The Grid Impact Score is not designed as a precise measurement of a company's affect on the grid mix, but as an easily digestible metric that illustrates the extent to which a company’s electricity procurement supports new clean energy generation in relation to its total electricity consumption. Scores typically range from 0 to 100, with a score of 0 representing an organization that doesn't purchase any clean electricity and a score of 100 representing an organization that sources 100% of its electricity from high impact methods.
The score separates procurement methods into three groups:
Grid Impact Report defines High Impact procurement methods as those which directly contribute new clean generation capacity to the grid. This category includes Power Purchase Agreements (PPAs), Virtual Power Purchase Agreements (VPPAs), and Behind-the-Meter generation.
PPAs
A Power Purchase Agreement (PPA) is a long-term contract to purchase power from a specific renewable energy generator, typically spanning the first 10-20 years of the project's commercial operation. This upfront commitment provides project developers with the revenue assurance needed to secure financing. PPAs are considered High Impact because of this crucial role in supporting the project's financial feasibility and viability.
VPPAs
Similar to a PPA, Virtual Power Purchase Agreement is a long-term contract to purchase RECs and power from a generator for a specified timeframe at the beginning of the project's commercial operation. Unlike a traditional PPA, the energy produced is not delivered directly to the buyer; instead, it is sold into the grid at market prices. The VPPA buyer then settles the difference between the market price and a strike price specified in the contract. Like PPAs, VPPAs can be used to secure financing for renewable projects, and are also considered High Impact.
Behind-the-Meter
Behind-the-Meter (BTM) generation refers to renewable energy systems, such as solar panels or small wind turbines, that are installed at a facility to directly supply its energy needs. Electricity from BTM generation is used on-site, which directly reduces the facility's grid demand. BTM generation is considered High Impact because of this direct reduction on grid reliance.
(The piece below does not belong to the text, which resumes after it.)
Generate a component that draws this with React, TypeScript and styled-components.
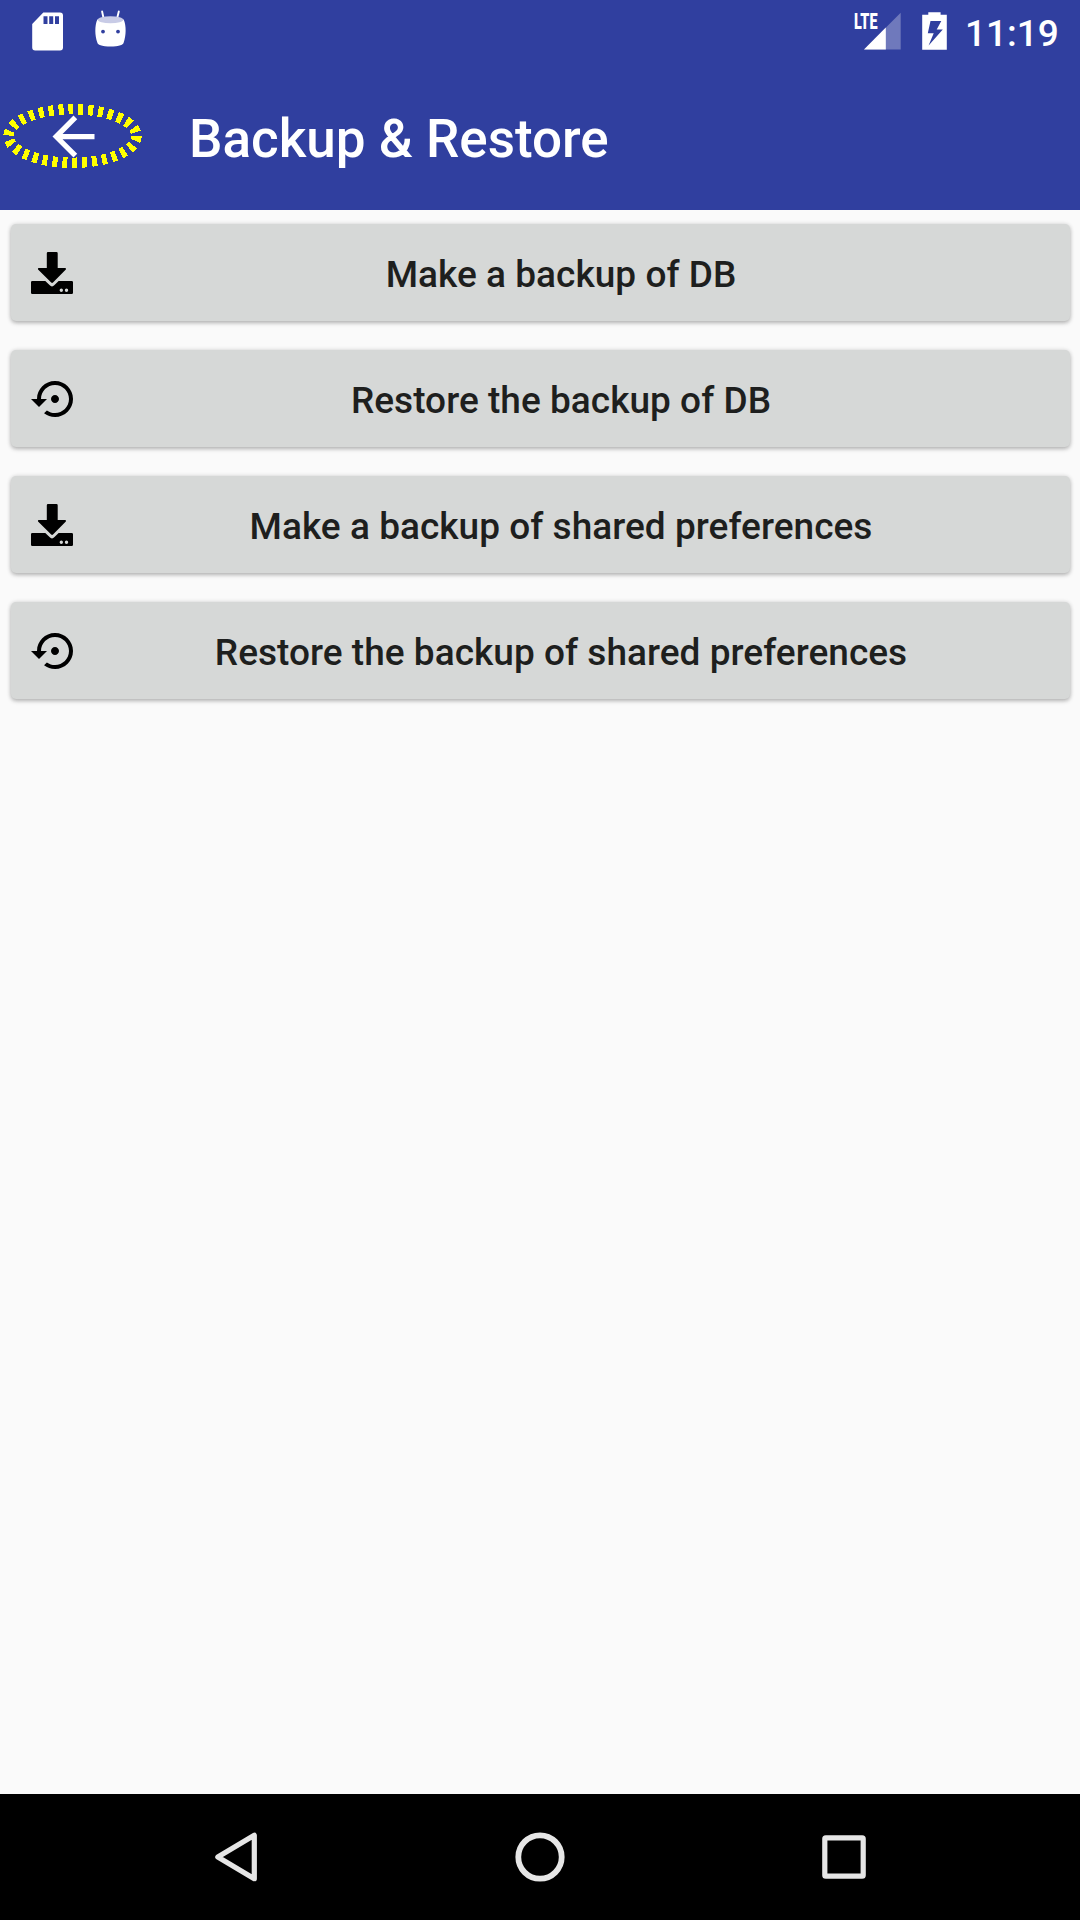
import React from "react";
import styled, { createGlobalStyle } from "styled-components";

const GlobalStyle = createGlobalStyle`
  * { box-sizing: border-box; }
  body { margin: 0; background: #fafafa; }
`;

const Screen = styled.div`
  width: 1080px;
  height: 1920px;
  display: flex;
  flex-direction: column;
  overflow: hidden;
  background: #fafafa;
  font-family: Roboto, "Noto Sans", sans-serif;
  font-weight: 500;
`;

const StatusBar = styled.div`
  height: 63px;
  display: flex;
  align-items: flex-start;
  justify-content: space-between;
  padding: 0 21px 0 31px;
  background: #303f9f;
  color: #fff;
`;

const StatusGroup = styled.div<{ $gap: number }>`
  display: flex;
  gap: ${(p) => p.$gap}px;
`;

const Clock = styled.time`
  width: 94px;
  margin-left: -3px;
  font-size: 37px;
  line-height: 43px;
  padding-top: 12px;
  white-space: nowrap;
`;

const AppBar = styled.header`
  height: 147px;
  display: flex;
  align-items: center;
  background: #303f9f;
  color: #fff;
`;

const BackButton = styled.button`
  position: relative;
  width: 147px;
  height: 147px;
  border: 0;
  padding: 0 0 0 42px;
  background: none;
  color: inherit;
  display: flex;
  align-items: center;
`;

const FocusRing = styled.svg`
  position: absolute;
  left: 0;
  top: 37px;
`;

const Title = styled.h1`
  margin: 0;
  padding: 5px 0 0 42px;
  font-size: 53px;
  line-height: 62px;
  font-weight: 500;
  white-space: nowrap;
`;

const Content = styled.main`
  flex: 1;
  display: flex;
  flex-direction: column;
  gap: 29px;
  padding: 14px 10.5px;
`;

const ActionButton = styled.button`
  height: 97px;
  display: flex;
  align-items: center;
  border: 0;
  border-radius: 5px;
  padding: 0 20.5px;
  background: #d6d8d7;
  color: #1e1f1e;
  font: 500 37px/43px Roboto, "Noto Sans", sans-serif;
  letter-spacing: 0.03px;
  box-shadow: 0 2px 4px rgba(0, 0, 0, 0.26), 0 0 5px rgba(0, 0, 0, 0.1);
`;

const Label = styled.span`
  flex: 1;
  padding-top: 3px;
  text-align: center;
  white-space: nowrap;
`;

const NavBar = styled.nav`
  height: 126px;
  display: flex;
  justify-content: center;
  background: #000;
`;

const NavButton = styled.button`
  width: 304px;
  border: 0;
  padding: 0;
  background: none;
  color: #e6e6e6;
  display: flex;
  align-items: center;
  justify-content: center;
`;

const SdCard = () => (
  <svg width="33" height="63" viewBox="31 0 33 63">
    <path fill="#fff" fillRule="evenodd" d="M43.3 12.4H60a3 3 0 0 1 3 3V47.5a3 3 0 0 1-3 3H35.2a3 3 0 0 1-3-3V24zM43.5 16.3V24h4v-7.7zM49.2 16.3V24h4v-7.7zM55 16.3V24h4v-7.7z" />
  </svg>
);

const AndroidHead = () => (
  <svg width="33" height="63" viewBox="94 0 33 63">
    <path stroke="#fff" strokeWidth="1.9" strokeLinecap="round" d="M102.1 11.5l1.4 6.5M118.8 11.5l-1.6 6.5" />
    <path fill="#fff" d="M97.3 19.5C94.6 26 94.8 35 97.3 42.5c.5 1.4 1.1 2 2.4 2.4 6.8 2.2 14.8 2.2 21.6 0 1.3-.4 1.9-1 2.4-2.4 2.5-7.5 2.7-16.5 0-23z" />
    <ellipse cx="110.5" cy="19.7" rx="12.8" ry="3.5" fill="#c8cbe6" />
    <circle cx="103" cy="31.6" r="1.9" fill="#303f9f" />
    <circle cx="118" cy="31.6" r="1.9" fill="#303f9f" />
  </svg>
);

const NetworkLabel = styled.span`
  position: absolute;
  left: 0;
  top: 9px;
  font: 900 22.5px/24px Roboto, sans-serif;
  transform: scaleX(0.64);
  transform-origin: left;
`;

const Network = styled.div`
  position: relative;
  width: 47px;
`;

const Signal = () => (
  <Network>
    <svg width="47" height="63" viewBox="854 0 47 63">
      <path fill="#6f79bc" d="M900.7 12.7V49.5H864z" />
      <path fill="#fff" d="M885.8 27.6V49.5H864z" />
    </svg>
    <NetworkLabel>LTE</NetworkLabel>
  </Network>
);

const Battery = () => (
  <svg width="25" height="63" viewBox="922 0 25 63">
    <path fill="#fff" fillRule="evenodd" d="M928.3 12.2h12.3v2.6h6.2v35h-24.6v-35h6.1zM930.5 21l-2.7 12.3h5.9L928.6 45.6 942.8 29.4h-6.1L941.3 21z" />
  </svg>
);

const BackArrow = () => (
  <svg width="63" height="63" viewBox="0 0 24 24" fill="currentColor">
    <path d="M20 11H7.83l5.59-5.59L12 4l-8 8 8 8 1.41-1.41L7.83 13H20v-2z" />
  </svg>
);

const DownloadIcon = () => (
  <svg width="42" height="48" viewBox="0 0 42 48">
    <path d="M17 3h8.5a1.2 1.2 0 0 1 1.2 1.2V19h7.2c1 0 1.4 1 .7 1.7L22 33.6a1.3 1.3 0 0 1-1.8 0L7.3 20.7C6.6 20 7 19 8 19h7.8V4.2A1.2 1.2 0 0 1 17 3z" />
    <path fillRule="evenodd" d="M1.3 32h13l4.2 4.1a3.5 3.5 0 0 0 5 0l4.1-4.1h13.1A1.3 1.3 0 0 1 42 33.3v10.4a1.3 1.3 0 0 1-1.3 1.3H1.3A1.3 1.3 0 0 1 0 43.7V33.3A1.3 1.3 0 0 1 1.3 32zM30.3 39.5a1.7 1.7 0 1 0 0 3.4 1.7 1.7 0 0 0 0-3.4zM35.5 39.5a1.7 1.7 0 1 0 0 3.4 1.7 1.7 0 0 0 0-3.4z" />
  </svg>
);

const RestoreIcon = () => (
  <svg width="42" height="48" viewBox="0 0 21 24">
    <path d="M14 12c0-1.1-.9-2-2-2s-2 .9-2 2 .9 2 2 2 2-.9 2-2zm-2-9c-4.97 0-9 4.03-9 9H0l4 4 4-4H5c0-3.87 3.13-7 7-7s7 3.13 7 7-3.13 7-7 7c-1.51 0-2.91-.49-4.06-1.3l-1.42 1.44C8.04 20.3 9.94 21 12 21c4.97 0 9-4.03 9-9s-4.03-9-9-9z" />
  </svg>
);

const actions = [
  { label: "Make a backup of DB", Icon: DownloadIcon },
  { label: "Restore the backup of DB", Icon: RestoreIcon },
  { label: "Make a backup of shared preferences", Icon: DownloadIcon },
  { label: "Restore the backup of shared preferences", Icon: RestoreIcon },
];

export default function App() {
  return (
    <Screen>
      <GlobalStyle />
      <StatusBar>
        <StatusGroup $gap={30}>
          <SdCard />
          <AndroidHead />
        </StatusGroup>
        <StatusGroup $gap={21}>
          <Signal />
          <Battery />
          <Clock>11:19</Clock>
        </StatusGroup>
      </StatusBar>
      <AppBar>
        <BackButton>
          <BackArrow />
          <FocusRing width="147" height="72" viewBox="0 0 147 72" shapeRendering="crispEdges">
            <ellipse cx="72.5" cy="36" rx="64" ry="26.8" fill="none" stroke="#ff0" strokeWidth="10.5" strokeDasharray="5 4.93" />
          </FocusRing>
        </BackButton>
        <Title>Backup &amp; Restore</Title>
      </AppBar>
      <Content>
        {actions.map(({ label, Icon }) => (
          <ActionButton key={label}>
            <Icon />
            <Label>{label}</Label>
          </ActionButton>
        ))}
      </Content>
      <NavBar>
        <NavButton>
          <svg width="60" height="60" viewBox="0 0 60 60" fill="none" stroke="currentColor" strokeWidth="5.2" strokeLinejoin="round">
            <path d="M48.3 8.3v43.4L11.8 30z" />
          </svg>
        </NavButton>
        <NavButton>
          <svg width="60" height="60" viewBox="0 0 60 60" fill="none" stroke="currentColor" strokeWidth="5.8">
            <circle cx="30" cy="30" r="21.7" />
          </svg>
        </NavButton>
        <NavButton>
          <svg width="60" height="60" viewBox="0 0 60 60" fill="none" stroke="currentColor" strokeWidth="5.2" strokeLinejoin="round">
            <rect x="10.8" y="10.8" width="38.4" height="38.4" rx="1" />
          </svg>
        </NavButton>
      </NavBar>
    </Screen>
  );
}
Grid Impact Report defines Medium Impact procurement methods as those which either indirectly contribute new clean generation capacity to the grid or strongly signal demand for new clean energy generation. This category includes Additionality RECs (ARECs), Community Choice Aggregation (CCA), Green Tariffs, and Shared Renewables.
ARECs
Additionality RECs (ARECs) are long-term future contracts to purchase RECs from a new generation project during its first 5 or 10 years of commercial operation. Because ARECs are a forward commitment, they can be used by developers to secure financing for a generation project. However, ARECs might only make up a small portion of the project's offtake. For this reason, they're considered Medium Impact.
Community Choice Aggregation
Community Choice Aggregation (CCA) programs allow local governments to aggregate the electricity demand of their communities and purchase renewable energy on their behalf. CCAs offer customers access to higher renewable energy content than is typically available from default utility services. While these programs signal strong demand for renewable energy and often invest in local projects, their impact on new renewable generation varies. Consequently, CCAs are considered Medium Impact, as they indirectly contribute to clean energy development and support the transition to a greener grid.
Green Tariffs
Green Tariffs are utility-offered programs that allow large customers to buy renewable energy directly from the utility or via a third-party supplier through special rate structures. Customers pay a premium or agree to a long-term contract to match their electricity usage with renewably sourced power. Although Green Tariffs can support the demand for additional renewable generation, the impact is often limited to existing renewable sources or aggregated programs. Therefore, Green Tariffs are considered Medium Impact, as they promote renewable energy adoption without necessarily driving new projects.
Shared Renewables
Shared Renewables, often referred to as community solar or wind programs, allow individuals and businesses to buy or lease a portion of a local renewable energy project and receive credit for their share of the electricity generated. These programs enable broader access to renewable energy but are typically connected to existing community projects rather than new capacity. Shared Renewables are classified as Medium Impact because they support renewable energy adoption at a community level and demonstrate demand, though they generally lack the financial leverage to create additional generation capacity.
Procurement methods are considered Low Impact if they support existing renewable generation projects or weakly signal demand for new clean energy generation. These methods allow the buyer to claim the environmental attributes of carbon-free electricity, but they have little affect on the grid mix.
Unbundled RECs
This category refers to unbundled RECs from an existing generator purchased in arrears on a spot market. While purchasing and retiring unbundled RECs allows organizations to make clean energy claims, this method is considered Low Impact because it supports existing generators but does little to add new clean generation capacity to the grid.
Competitive Green Power Products
Competitive Green Power Products are options offered by competitive electricity suppliers that allow consumers to choose a renewable energy product. These products often pool existing renewable sources rather than funding new generation. Customers pay a premium to match their electricity usage with RECs, providing a way to demonstrate environmental commitment. However, because these products mainly support already operational renewable projects without requiring additional generation, they are classified as Low Impact in terms of grid impact.
Utility Green Power Products
Utility Green Power Products are voluntary programs offered by utilities that allow customers to purchase renewable energy, typically by paying a premium. Utilities source this renewable energy from existing projects and match it with the customer's electricity consumption. Like other low-impact options, these products help meet renewable energy goals but primarily support pre-existing renewable sources and have limited influence on adding new capacity, leading to a Low Impact rating in terms of grid impact.